Mit dieser Ausnahme in Berlin streiten wir überall dafür, dass wir mehr Stellen im öffentlichen Dienst bekommen.

(Beifall bei der LINKEN)

Weiter mit dem Thema „prekäre Beschäftigung“. Sie haben Vollzeitbeschäftigung abgebaut und stattdessen die Bereiche der Teilzeitarbeit, der Leiharbeit und der 400-Euro-Jobs erweitert, und Sie haben den Kreis der Aufstockerinnen und Aufstocker und vor allem der befristetet Beschäftigten erweitert. Das war schon unter SPD und Grünen so, ist von der Großen Koalition fortgesetzt worden und wird jetzt weiter fortgesetzt. Was glauben Sie, wie dadurch das Land verändert wird? Immer weniger Vollzeitbeschäftigung bedeutet eine Schwächung der Gewerkschaften das wissen Sie natürlich , aber das schwächt auch die Betroffenen. Es gibt immer mehr 400-Euro-Jobs und immer mehr befristete Arbeitsverhältnisse. Das, was Sie in diesem Zusammenhang organisieren, ist alles nicht hinnehmbar.

Zum Schluss muss ich kurz auf den G-20-Gipfel in Toronto eingehen. Was haben Sie dort verkündet? Sie haben gesagt: Die öffentlichen Schulden der Länder sollen bis 2013 halbiert werden. Das ist doch ein Scherz. Die meisten Länder können das überhaupt nicht. Das ist nichts weiter als das Verkünden einer Illusion.

US-Präsident Obama und sein Finanzminister haben Frau Merkel dringend gebeten, ihren harten Sparkurs in Deutschland einzustellen. Aber sie denkt gar nicht daran und hat dem widersprochen. Warum? Obama will eine Ankurbelung der Weltkonjunktur, während Sie organisieren, dass die Weltkonjunktur abstirbt. Dort ist ein tiefer Gegensatz entstanden.

(Dr. Michael Fuchs (CDU/CSU): Obama hat doch zugestimmt! Lesen bildet!)

Wenn ich an die Bankenabgabe und andere Dinge denke, muss ich sagen: In letzter Zeit hat Obama in der Regel recht und Sie unrecht. Es ist schon merkwürdig, welche Entwicklung wir hier zu verzeichnen haben.

(Beifall bei der LINKEN)

Jetzt frage ich Sie: Was haben Sie bei der Regulierung der Finanzmärkte erreicht?

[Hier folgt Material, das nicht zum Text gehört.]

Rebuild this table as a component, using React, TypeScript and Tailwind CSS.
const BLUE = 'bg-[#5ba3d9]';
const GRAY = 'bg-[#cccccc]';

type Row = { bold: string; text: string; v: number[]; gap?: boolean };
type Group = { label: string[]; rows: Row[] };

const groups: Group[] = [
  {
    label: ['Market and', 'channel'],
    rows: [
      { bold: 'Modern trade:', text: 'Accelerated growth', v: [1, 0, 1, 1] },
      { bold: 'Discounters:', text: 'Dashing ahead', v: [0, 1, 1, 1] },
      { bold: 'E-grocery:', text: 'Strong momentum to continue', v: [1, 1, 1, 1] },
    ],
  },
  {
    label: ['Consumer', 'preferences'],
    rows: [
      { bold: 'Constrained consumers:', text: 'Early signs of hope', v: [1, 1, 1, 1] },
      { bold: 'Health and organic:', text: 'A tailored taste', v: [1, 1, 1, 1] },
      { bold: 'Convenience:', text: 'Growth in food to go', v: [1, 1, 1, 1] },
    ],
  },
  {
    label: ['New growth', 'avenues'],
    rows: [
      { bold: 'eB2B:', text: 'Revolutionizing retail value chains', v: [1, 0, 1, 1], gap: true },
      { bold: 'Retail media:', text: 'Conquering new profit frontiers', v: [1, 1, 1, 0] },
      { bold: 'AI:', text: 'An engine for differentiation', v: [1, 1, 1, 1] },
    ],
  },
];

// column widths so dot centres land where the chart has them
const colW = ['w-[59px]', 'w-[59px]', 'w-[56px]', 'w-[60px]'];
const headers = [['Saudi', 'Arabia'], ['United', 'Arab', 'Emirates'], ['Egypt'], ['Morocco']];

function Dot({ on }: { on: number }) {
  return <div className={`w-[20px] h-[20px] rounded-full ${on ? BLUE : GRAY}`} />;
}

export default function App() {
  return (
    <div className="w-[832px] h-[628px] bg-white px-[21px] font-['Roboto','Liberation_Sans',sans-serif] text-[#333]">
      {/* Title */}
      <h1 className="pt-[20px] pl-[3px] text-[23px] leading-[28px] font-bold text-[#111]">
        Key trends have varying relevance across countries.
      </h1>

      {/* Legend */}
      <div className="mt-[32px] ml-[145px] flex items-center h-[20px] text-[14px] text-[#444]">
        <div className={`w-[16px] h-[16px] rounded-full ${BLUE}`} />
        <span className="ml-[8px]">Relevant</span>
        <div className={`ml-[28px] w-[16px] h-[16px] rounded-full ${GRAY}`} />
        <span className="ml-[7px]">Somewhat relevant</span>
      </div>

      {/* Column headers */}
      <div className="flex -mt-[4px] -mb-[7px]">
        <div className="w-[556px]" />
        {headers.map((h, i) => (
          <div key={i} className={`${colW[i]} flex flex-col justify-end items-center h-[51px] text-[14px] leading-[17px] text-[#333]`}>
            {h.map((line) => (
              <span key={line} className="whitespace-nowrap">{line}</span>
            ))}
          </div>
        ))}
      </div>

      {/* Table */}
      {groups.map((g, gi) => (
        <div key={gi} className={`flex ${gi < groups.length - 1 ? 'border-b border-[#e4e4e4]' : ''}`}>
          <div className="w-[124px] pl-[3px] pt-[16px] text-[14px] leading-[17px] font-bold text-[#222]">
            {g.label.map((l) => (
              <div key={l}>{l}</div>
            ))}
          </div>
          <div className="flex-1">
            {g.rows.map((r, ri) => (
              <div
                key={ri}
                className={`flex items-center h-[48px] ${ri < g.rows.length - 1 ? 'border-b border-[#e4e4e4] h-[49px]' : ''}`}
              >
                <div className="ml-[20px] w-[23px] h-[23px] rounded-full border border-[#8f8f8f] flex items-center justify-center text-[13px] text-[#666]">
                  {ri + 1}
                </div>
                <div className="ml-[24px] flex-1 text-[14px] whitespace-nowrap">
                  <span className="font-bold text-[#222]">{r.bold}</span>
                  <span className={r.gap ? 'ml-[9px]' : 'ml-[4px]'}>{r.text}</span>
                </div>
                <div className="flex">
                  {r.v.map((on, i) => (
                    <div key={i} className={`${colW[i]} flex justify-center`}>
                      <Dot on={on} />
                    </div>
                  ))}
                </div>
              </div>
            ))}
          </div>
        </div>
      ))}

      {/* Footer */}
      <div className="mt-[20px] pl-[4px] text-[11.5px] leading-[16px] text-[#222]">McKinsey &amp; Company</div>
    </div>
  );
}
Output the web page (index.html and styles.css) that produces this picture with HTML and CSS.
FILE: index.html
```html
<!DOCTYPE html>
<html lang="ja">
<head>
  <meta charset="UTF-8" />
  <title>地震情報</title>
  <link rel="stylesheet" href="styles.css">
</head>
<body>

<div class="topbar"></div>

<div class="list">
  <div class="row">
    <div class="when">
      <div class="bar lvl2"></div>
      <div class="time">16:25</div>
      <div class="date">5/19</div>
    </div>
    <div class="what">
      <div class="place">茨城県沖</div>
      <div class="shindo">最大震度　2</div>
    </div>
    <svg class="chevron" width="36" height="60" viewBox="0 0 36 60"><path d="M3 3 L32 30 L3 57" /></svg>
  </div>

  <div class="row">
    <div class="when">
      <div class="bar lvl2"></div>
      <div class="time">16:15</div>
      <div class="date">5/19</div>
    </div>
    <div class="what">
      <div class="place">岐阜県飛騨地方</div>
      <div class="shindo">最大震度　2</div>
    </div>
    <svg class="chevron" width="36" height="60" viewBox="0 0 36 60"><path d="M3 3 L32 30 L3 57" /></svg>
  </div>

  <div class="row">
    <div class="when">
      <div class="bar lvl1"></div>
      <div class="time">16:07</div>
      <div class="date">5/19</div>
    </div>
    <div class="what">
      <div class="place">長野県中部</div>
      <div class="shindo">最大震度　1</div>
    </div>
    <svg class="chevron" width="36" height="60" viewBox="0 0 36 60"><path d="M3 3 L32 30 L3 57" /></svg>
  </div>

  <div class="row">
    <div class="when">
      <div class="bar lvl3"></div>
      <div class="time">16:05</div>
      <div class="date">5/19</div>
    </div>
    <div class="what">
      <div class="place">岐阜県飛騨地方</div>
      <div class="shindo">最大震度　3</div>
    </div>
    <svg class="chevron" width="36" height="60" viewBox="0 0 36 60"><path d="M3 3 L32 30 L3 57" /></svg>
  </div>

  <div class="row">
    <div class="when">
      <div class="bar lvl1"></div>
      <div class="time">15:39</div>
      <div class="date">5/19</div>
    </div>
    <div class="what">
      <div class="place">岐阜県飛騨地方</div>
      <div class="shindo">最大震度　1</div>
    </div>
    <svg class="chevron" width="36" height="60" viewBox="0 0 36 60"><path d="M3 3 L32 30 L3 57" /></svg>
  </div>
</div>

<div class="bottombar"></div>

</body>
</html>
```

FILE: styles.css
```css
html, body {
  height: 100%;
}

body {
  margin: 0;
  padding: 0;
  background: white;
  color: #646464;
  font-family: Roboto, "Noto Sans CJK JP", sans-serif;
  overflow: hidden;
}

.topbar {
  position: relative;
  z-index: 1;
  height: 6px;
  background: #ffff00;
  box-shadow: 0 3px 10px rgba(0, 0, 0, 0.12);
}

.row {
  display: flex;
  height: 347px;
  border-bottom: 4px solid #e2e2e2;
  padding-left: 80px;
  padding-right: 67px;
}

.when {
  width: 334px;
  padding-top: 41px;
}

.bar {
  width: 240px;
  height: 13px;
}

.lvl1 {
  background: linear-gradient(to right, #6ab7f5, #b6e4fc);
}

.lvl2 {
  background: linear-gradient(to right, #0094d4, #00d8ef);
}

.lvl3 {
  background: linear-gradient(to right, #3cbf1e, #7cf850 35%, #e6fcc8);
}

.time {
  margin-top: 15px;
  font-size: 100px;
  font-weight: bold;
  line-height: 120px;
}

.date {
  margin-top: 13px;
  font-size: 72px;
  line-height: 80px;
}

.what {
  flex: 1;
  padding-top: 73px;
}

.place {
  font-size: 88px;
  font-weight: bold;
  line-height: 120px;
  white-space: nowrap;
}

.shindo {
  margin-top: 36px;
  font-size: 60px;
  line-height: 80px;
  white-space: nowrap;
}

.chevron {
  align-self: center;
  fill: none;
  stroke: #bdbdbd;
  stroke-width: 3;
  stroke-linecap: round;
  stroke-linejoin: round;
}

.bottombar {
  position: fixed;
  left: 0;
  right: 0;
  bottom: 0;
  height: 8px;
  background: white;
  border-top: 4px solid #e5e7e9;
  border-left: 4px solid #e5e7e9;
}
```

Präsident Dr. Norbert Lammert:
Mit dieser Fragestellung müssen Sie es dann auch fast bewenden lassen. Die Antwort darauf müssen andere geben.

Dr. Gregor Gysi (DIE LINKE):
Das ist sehr bedauerlich. Herr Präsident, sehen Sie einmal, was Sie versäumen.

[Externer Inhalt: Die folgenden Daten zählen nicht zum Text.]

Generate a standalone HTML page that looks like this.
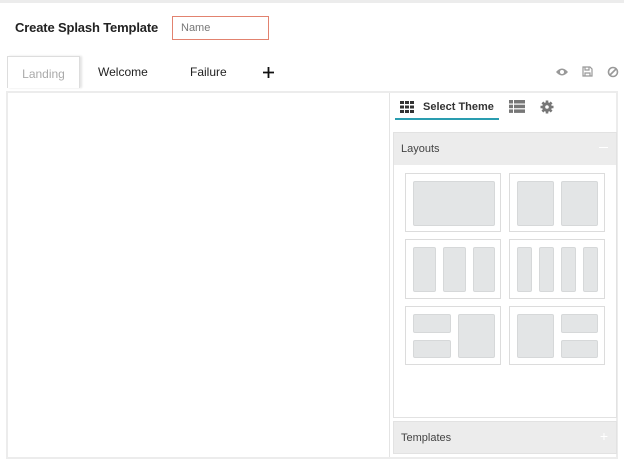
<!DOCTYPE html>
<html><head><meta charset="utf-8"><style>
*{margin:0;padding:0;box-sizing:border-box}
body{width:624px;height:462px;background:#fff;font-family:"Liberation Sans",sans-serif;position:relative;overflow:hidden}
.a{position:absolute}
.lb{position:absolute;border:1px solid #dcdcdc;background:#fff}
.in{position:absolute;background:#e3e5e6;border:1px solid #d6d8d9;border-radius:2px}
</style></head><body>
<div class="a" style="left:0;top:0;width:624px;height:3px;background:#ececec"></div>
<div class="a" style="left:15px;top:20px;font-size:13px;font-weight:bold;color:#222;letter-spacing:-0.15px">Create Splash Template</div>
<div class="a" style="left:172px;top:16px;width:97px;height:24px;border:1px solid #e2826f;font-size:11px;color:#777;padding:5px 0 0 8px">Name</div>
<div class="a" style="left:7px;top:56px;width:73px;height:32px;border:1px solid #ddd;border-bottom:none;box-shadow:2px 0 2px #e4e4e4;font-size:12px;color:#aaa;text-align:center;padding-top:10px">Landing</div>
<div class="a" style="left:98px;top:65px;font-size:12px;color:#222">Welcome</div>
<div class="a" style="left:190px;top:65px;font-size:12px;color:#222">Failure</div>
<svg class="a" style="left:263px;top:67px" width="11" height="11" viewBox="0 0 11 11"><path d="M5.5 0V11M0 5.5H11" stroke="#111" stroke-width="1.8"/></svg>
<svg class="a" style="left:555px;top:67px" width="14" height="10" viewBox="0 0 14 10"><path d="M1 5Q7-2 13 5Q7 12 1 5Z" fill="#999"/><circle cx="7" cy="5" r="2" fill="#fff"/></svg>
<svg class="a" style="left:582px;top:66px" width="11" height="11" viewBox="0 0 11 11"><path d="M1 1H8L10 3V10H1Z M3 1V4H7V1 M3 10V7H8V10" fill="none" stroke="#999" stroke-width="1.2"/></svg>
<svg class="a" style="left:607px;top:66px" width="12" height="12" viewBox="0 0 12 12"><circle cx="6" cy="6" r="4.5" fill="none" stroke="#999" stroke-width="1.6"/><path d="M3 9L9 3" stroke="#999" stroke-width="1.6"/></svg>
<div class="a" style="left:6px;top:91px;width:612px;height:368px;border:2px solid #ececec"></div>
<div class="a" style="left:389px;top:93px;width:1px;height:364px;background:#e4e4e4"></div>
<svg class="a" style="left:400px;top:101px" width="15" height="12" viewBox="0 0 15 12"><g fill="#333"><rect x="0" y="0" width="4" height="3"/><rect x="5" y="0" width="4" height="3"/><rect x="10" y="0" width="4" height="3"/><rect x="0" y="4.5" width="4" height="3"/><rect x="5" y="4.5" width="4" height="3"/><rect x="10" y="4.5" width="4" height="3"/><rect x="0" y="9" width="4" height="3"/><rect x="5" y="9" width="4" height="3"/><rect x="10" y="9" width="4" height="3"/></g></svg>
<div class="a" style="left:423px;top:101px;font-size:11px;font-weight:bold;color:#333">Select Theme</div>
<div class="a" style="left:395px;top:118px;width:104px;height:2px;background:#2a9db0"></div>
<svg class="a" style="left:509px;top:100px" width="16" height="13" viewBox="0 0 16 13"><g fill="#777"><rect x="0" y="0" width="4" height="3.5"/><rect x="5" y="0" width="11" height="3.5"/><rect x="0" y="4.7" width="4" height="3.5"/><rect x="5" y="4.7" width="11" height="3.5"/><rect x="0" y="9.4" width="4" height="3.5"/><rect x="5" y="9.4" width="11" height="3.5"/></g></svg>
<svg class="a" style="left:540px;top:100px" width="14" height="14" viewBox="0 0 14 14"><g fill="#777"><circle cx="7" cy="7" r="4.8"/><g stroke="#777" stroke-width="2.6"><path d="M7 0.5V13.5M0.5 7H13.5M2.4 2.4L11.6 11.6M11.6 2.4L2.4 11.6"/></g></g><circle cx="7" cy="7" r="1.8" fill="#fff"/></svg>
<div class="a" style="left:393px;top:132px;width:224px;height:286px;border:1px solid #e2e2e2"></div>
<div class="a" style="left:394px;top:133px;width:222px;height:32px;background:#ececec;font-size:11px;color:#444;padding:10px 0 0 7px">Layouts<span style="position:absolute;right:8px;top:14px;width:9px;height:1px;background:#fff"></span></div>
<div class="lb" style="left:405px;top:173px;width:96px;height:59px"></div>
<div class="in" style="left:413px;top:181px;width:82px;height:45px"></div>
<div class="lb" style="left:509px;top:173px;width:96px;height:59px"></div>
<div class="in" style="left:517px;top:181px;width:37px;height:45px"></div>
<div class="in" style="left:561px;top:181px;width:37px;height:45px"></div>
<div class="lb" style="left:405px;top:239px;width:96px;height:60px"></div>
<div class="in" style="left:413px;top:247px;width:23px;height:45px"></div>
<div class="in" style="left:443px;top:247px;width:23px;height:45px"></div>
<div class="in" style="left:473px;top:247px;width:22px;height:45px"></div>
<div class="lb" style="left:509px;top:239px;width:96px;height:60px"></div>
<div class="in" style="left:517px;top:247px;width:15px;height:45px"></div>
<div class="in" style="left:539px;top:247px;width:15px;height:45px"></div>
<div class="in" style="left:561px;top:247px;width:15px;height:45px"></div>
<div class="in" style="left:583px;top:247px;width:15px;height:45px"></div>
<div class="lb" style="left:405px;top:306px;width:96px;height:59px"></div>
<div class="in" style="left:413px;top:314px;width:38px;height:19px"></div>
<div class="in" style="left:413px;top:340px;width:38px;height:18px"></div>
<div class="in" style="left:458px;top:314px;width:37px;height:44px"></div>
<div class="lb" style="left:509px;top:306px;width:96px;height:59px"></div>
<div class="in" style="left:517px;top:314px;width:37px;height:44px"></div>
<div class="in" style="left:561px;top:314px;width:37px;height:19px"></div>
<div class="in" style="left:561px;top:340px;width:37px;height:18px"></div>
<div class="a" style="left:393px;top:421px;width:224px;height:33px;background:#ececec;border:1px solid #e2e2e2;font-size:11px;color:#444;padding:10px 0 0 7px">Templates<span style="position:absolute;right:8px;top:6px;color:#fff;font-size:14px">+</span></div>
</body></html>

Präsident Dr. Norbert Lammert:
Ja, Sie können mir das Manuskript Ihrer Rede gerne zur Verfügung stellen.

Dr. Gregor Gysi (DIE LINKE):
Als Letztes sage ich Ihnen: Ihr Versuch, zulasten der sozial Schwachen die Krise zu lösen, ist ungeheuerlich, ist ungerecht und muss schiefgehen. Sie müssen endlich einmal den Mut haben, bei den wirklich Vermögenden, bei den Bestverdienenden die Steuern zu erhöhen oder entsprechende Steuern einzuführen. Dafür stehen Sie nicht. Deshalb setzt sich jetzt der schwarze Tag von gestern als schwarzer Tag für die Bevölkerung fort. Hoffen wir, dass es bald einmal einen roten Tag gibt.

Danke schön.

(Beifall bei der LINKEN - Kerstin Andreae (BÜNDNIS 90/DIE GRÜNEN): Schwarze Monate!)